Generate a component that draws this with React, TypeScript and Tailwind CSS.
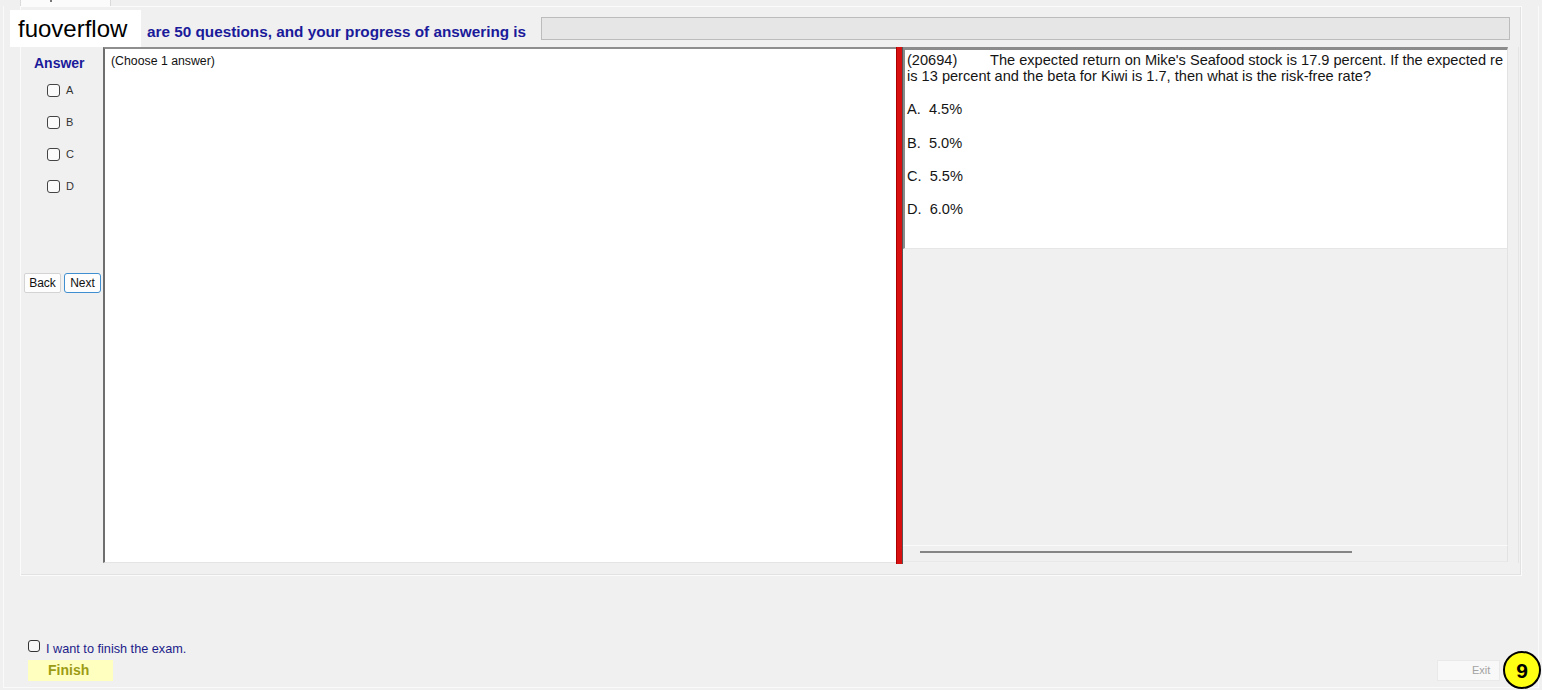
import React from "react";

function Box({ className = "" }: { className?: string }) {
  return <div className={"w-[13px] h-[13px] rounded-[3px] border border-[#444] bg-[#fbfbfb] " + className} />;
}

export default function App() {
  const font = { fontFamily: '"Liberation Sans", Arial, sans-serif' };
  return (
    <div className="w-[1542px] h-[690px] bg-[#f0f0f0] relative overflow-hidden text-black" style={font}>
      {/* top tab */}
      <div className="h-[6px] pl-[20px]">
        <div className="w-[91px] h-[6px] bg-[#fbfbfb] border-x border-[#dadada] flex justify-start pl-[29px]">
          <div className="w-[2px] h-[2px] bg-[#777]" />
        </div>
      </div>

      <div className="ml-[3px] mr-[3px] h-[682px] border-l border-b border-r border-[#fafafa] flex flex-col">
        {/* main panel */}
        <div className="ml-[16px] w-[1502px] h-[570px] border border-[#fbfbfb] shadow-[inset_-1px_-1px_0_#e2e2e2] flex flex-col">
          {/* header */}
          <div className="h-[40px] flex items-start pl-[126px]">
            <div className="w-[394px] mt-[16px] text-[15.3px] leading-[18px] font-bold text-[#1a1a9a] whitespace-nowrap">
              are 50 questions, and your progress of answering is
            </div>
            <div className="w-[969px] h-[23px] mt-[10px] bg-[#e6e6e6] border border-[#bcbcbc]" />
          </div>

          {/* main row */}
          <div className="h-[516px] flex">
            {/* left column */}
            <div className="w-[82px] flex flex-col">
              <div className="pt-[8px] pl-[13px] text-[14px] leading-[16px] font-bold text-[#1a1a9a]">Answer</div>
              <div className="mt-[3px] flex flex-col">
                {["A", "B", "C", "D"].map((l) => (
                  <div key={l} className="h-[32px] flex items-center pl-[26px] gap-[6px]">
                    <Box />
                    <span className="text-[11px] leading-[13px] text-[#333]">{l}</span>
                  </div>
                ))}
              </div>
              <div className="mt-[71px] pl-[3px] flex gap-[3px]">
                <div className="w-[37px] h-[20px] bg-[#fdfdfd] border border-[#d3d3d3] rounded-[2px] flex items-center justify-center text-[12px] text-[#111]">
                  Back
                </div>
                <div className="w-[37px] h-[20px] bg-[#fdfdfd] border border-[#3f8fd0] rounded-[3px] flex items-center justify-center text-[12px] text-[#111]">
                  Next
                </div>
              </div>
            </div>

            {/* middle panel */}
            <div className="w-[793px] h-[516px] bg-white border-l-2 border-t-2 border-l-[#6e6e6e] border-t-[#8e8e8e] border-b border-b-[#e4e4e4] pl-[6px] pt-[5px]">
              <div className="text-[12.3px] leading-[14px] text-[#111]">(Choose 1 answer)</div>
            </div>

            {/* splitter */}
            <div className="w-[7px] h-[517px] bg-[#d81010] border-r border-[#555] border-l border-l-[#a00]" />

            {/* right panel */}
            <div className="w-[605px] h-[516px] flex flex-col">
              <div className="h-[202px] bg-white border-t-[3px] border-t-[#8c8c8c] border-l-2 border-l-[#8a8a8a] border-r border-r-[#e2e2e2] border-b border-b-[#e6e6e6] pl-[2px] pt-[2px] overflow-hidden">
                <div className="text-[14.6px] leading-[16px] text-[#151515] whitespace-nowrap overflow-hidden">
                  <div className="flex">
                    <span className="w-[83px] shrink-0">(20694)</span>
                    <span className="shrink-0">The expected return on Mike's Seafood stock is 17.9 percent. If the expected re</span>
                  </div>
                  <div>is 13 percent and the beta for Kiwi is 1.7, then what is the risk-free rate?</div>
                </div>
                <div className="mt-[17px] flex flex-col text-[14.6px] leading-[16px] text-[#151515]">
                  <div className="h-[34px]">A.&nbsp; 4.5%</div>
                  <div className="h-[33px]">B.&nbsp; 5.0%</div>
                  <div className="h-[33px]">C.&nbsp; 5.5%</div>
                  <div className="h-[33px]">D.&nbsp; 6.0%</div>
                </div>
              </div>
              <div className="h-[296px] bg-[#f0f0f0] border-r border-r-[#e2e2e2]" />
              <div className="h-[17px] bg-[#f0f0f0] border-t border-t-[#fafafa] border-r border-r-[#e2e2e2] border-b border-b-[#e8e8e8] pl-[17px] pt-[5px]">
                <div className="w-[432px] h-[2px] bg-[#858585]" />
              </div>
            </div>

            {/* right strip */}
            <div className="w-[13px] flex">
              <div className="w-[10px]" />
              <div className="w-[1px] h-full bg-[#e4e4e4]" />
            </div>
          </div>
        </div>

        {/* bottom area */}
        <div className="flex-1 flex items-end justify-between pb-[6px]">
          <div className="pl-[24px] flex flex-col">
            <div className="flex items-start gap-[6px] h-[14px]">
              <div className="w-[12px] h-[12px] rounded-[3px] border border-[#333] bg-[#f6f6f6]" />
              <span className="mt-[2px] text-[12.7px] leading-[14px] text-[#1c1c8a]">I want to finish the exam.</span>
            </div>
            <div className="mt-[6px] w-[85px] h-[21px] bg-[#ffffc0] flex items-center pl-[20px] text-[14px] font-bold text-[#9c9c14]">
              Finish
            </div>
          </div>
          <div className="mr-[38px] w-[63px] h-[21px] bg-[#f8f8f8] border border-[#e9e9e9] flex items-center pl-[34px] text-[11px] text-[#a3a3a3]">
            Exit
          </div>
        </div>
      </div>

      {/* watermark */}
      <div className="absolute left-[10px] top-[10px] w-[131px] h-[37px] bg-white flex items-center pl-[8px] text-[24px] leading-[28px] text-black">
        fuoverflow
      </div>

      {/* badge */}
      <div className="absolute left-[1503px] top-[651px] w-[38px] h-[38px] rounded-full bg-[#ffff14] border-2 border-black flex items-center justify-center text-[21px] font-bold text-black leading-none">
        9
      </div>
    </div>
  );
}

● ● ● ● ● ● ●

TASK REQUIREMENTS:
Look above for every line with the word "React" and copy it.

FULL OUTPUT:
Generate a component that draws this with React, TypeScript and Tailwind CSS.
import React from "react";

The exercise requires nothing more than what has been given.